What you need to do
Find the lines that hold "this". Report only how many there are.

Lines of data

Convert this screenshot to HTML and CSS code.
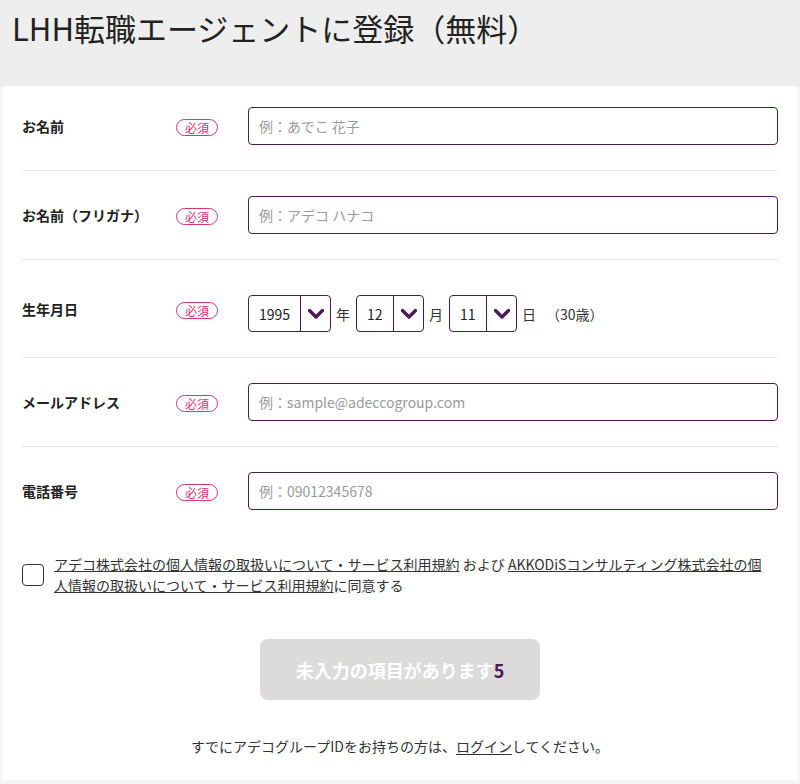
FILE: index.html
```html
<!DOCTYPE html>
<html lang="ja">
<head>
<meta charset="utf-8">
<title>LHH転職エージェントに登録（無料）</title>
<link rel="stylesheet" href="styles.css">
</head>
<body>
<header class="head">
  <h1 class="title">LHH転職エージェントに登録（無料）</h1>
</header>
<main class="card">
  <div class="row row-first">
    <div class="label">お名前</div>
    <div class="badge-cell"><span class="badge">必須</span></div>
    <input class="text-input" type="text" placeholder="例：あでこ 花子">
  </div>
  <div class="row">
    <div class="label">お名前（フリガナ）</div>
    <div class="badge-cell"><span class="badge">必須</span></div>
    <input class="text-input" type="text" placeholder="例：アデコ ハナコ">
  </div>
  <div class="row">
    <div class="label">生年月日</div>
    <div class="badge-cell"><span class="badge">必須</span></div>
    <div class="date">
      <div class="sel sel-year"><span class="sel-val">1995</span><span class="sel-btn"><svg width="16" height="12" viewBox="0 0 16 12"><path d="M1.5 2.5 L8 9 L14.5 2.5" fill="none" stroke="#4b1b53" stroke-width="3.4" stroke-linecap="round" stroke-linejoin="round"/></svg></span></div>
      <span class="unit">年</span>
      <div class="sel"><span class="sel-val">12</span><span class="sel-btn"><svg width="16" height="12" viewBox="0 0 16 12"><path d="M1.5 2.5 L8 9 L14.5 2.5" fill="none" stroke="#4b1b53" stroke-width="3.4" stroke-linecap="round" stroke-linejoin="round"/></svg></span></div>
      <span class="unit">月</span>
      <div class="sel"><span class="sel-val">11</span><span class="sel-btn"><svg width="16" height="12" viewBox="0 0 16 12"><path d="M1.5 2.5 L8 9 L14.5 2.5" fill="none" stroke="#4b1b53" stroke-width="3.4" stroke-linecap="round" stroke-linejoin="round"/></svg></span></div>
      <span class="unit">日</span>
      <span class="age">（30歳）</span>
    </div>
  </div>
  <div class="row">
    <div class="label">メールアドレス</div>
    <div class="badge-cell"><span class="badge">必須</span></div>
    <input class="text-input" type="text" placeholder="例：sample@adeccogroup.com">
  </div>
  <div class="row row-last">
    <div class="label">電話番号</div>
    <div class="badge-cell"><span class="badge">必須</span></div>
    <input class="text-input" type="text" placeholder="例：09012345678">
  </div>
  <div class="agree">
    <span class="checkbox"></span>
    <p class="agree-text"><a href="#">アデコ株式会社の個人情報の取扱いについて・サービス利用規約</a> および <a href="#">AKKODiSコンサルティング株式会社の個人情報の取扱いについて・サービス利用規約</a>に同意する</p>
  </div>
  <div class="submit-wrap">
    <button class="submit" type="button">未入力の項目があります<span class="count">5</span></button>
  </div>
  <p class="login">すでにアデコグループIDをお持ちの方は、<a href="#">ログイン</a>してください。</p>
</main>
</body>
</html>
```
FILE: styles.css
```css
* { box-sizing: border-box; }
html, body { margin: 0; padding: 0; }
body {
  background: #f5f5f5;
  font-family: "Noto Sans CJK JP", "Noto Sans", sans-serif;
  color: #222;
}
.head {
  background: #eeeeee;
  height: 86px;
  padding: 7px 12px 0;
}
.title {
  margin: 0;
  font-size: 31px;
  font-weight: 400;
  line-height: 42px;
  color: #222;
}
.card {
  background: #fff;
  margin: 0 3px;
  padding: 0 19px 4px;
  height: 694px;
}
.row {
  display: grid;
  grid-template-columns: 154px 72px 1fr;
  align-items: center;
  padding: 25px 0;
  border-bottom: 1px solid #e6e6e6;
}
.row-first { padding-top: 21px; }
.row-last { border-bottom: none; }
.label {
  font-size: 14px;
  font-weight: 700;
  color: #222;
}
.badge {
  display: inline-block;
  border: 1px solid #d7347a;
  color: #d7347a;
  border-radius: 9px;
  font-size: 12px;
  line-height: 15px;
  padding: 0 8px;
}
.text-input {
  display: block;
  width: 100%;
  height: 38px;
  border: 1px solid #4b1b53;
  border-radius: 4px;
  padding: 0 10px;
  font-family: inherit;
  font-size: 14px;
  color: #222;
  background: #fff;
  outline: none;
}
.text-input::placeholder { color: #9a9a9a; }
.date {
  display: flex;
  align-items: center;
  padding-top: 10px;
  font-size: 14px;
}
.sel {
  display: flex;
  height: 37px;
  width: 68px;
  border: 1px solid #4b1b53;
  border-radius: 4px;
}
.sel-year { width: 83px; }
.sel-val {
  flex: 1;
  display: flex;
  align-items: center;
  padding-left: 10px;
  font-size: 14px;
  color: #222;
}
.sel-btn {
  width: 30px;
  border-left: 1px solid #4b1b53;
  display: flex;
  align-items: center;
  justify-content: center;
}
.unit { margin: 0 6px 0 5px; color: #333; }
.age { margin-left: 4px; color: #333; }
.agree {
  display: flex;
  align-items: center;
  gap: 10px;
  margin-top: 19px;
  padding-right: 14px;
}
.checkbox {
  flex: none;
  width: 22px;
  height: 22px;
  border: 1px solid #333;
  border-radius: 4px;
  background: #fff;
}
.agree-text {
  margin: 0;
  font-size: 14px;
  line-height: 21px;
  color: #333;
}
.agree-text a { color: #333; text-decoration: underline; text-underline-offset: 1px; }
.submit-wrap {
  display: flex;
  justify-content: center;
  margin-top: 43px;
}
.submit {
  width: 280px;
  height: 61px;
  border: none;
  border-radius: 8px;
  background: #dddada;
  color: #fff;
  font-family: inherit;
  font-size: 18px;
  font-weight: 700;
}
.count { color: #4b1b53; }
.login {
  margin: 36px 0 0;
  text-align: center;
  font-size: 14px;
  color: #333;
}
.login a { color: #333; text-decoration: underline; text-underline-offset: 2px; }
```
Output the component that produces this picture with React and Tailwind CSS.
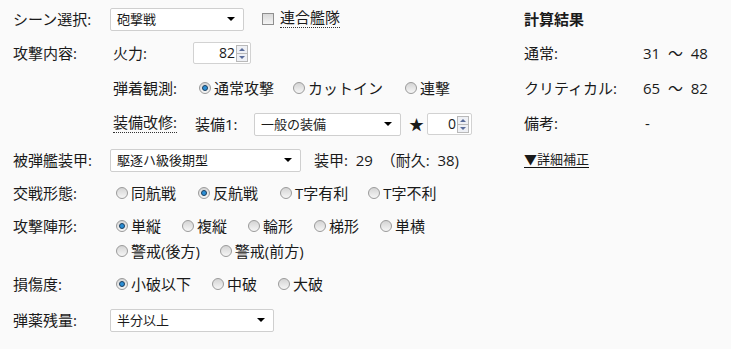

Problem solution
2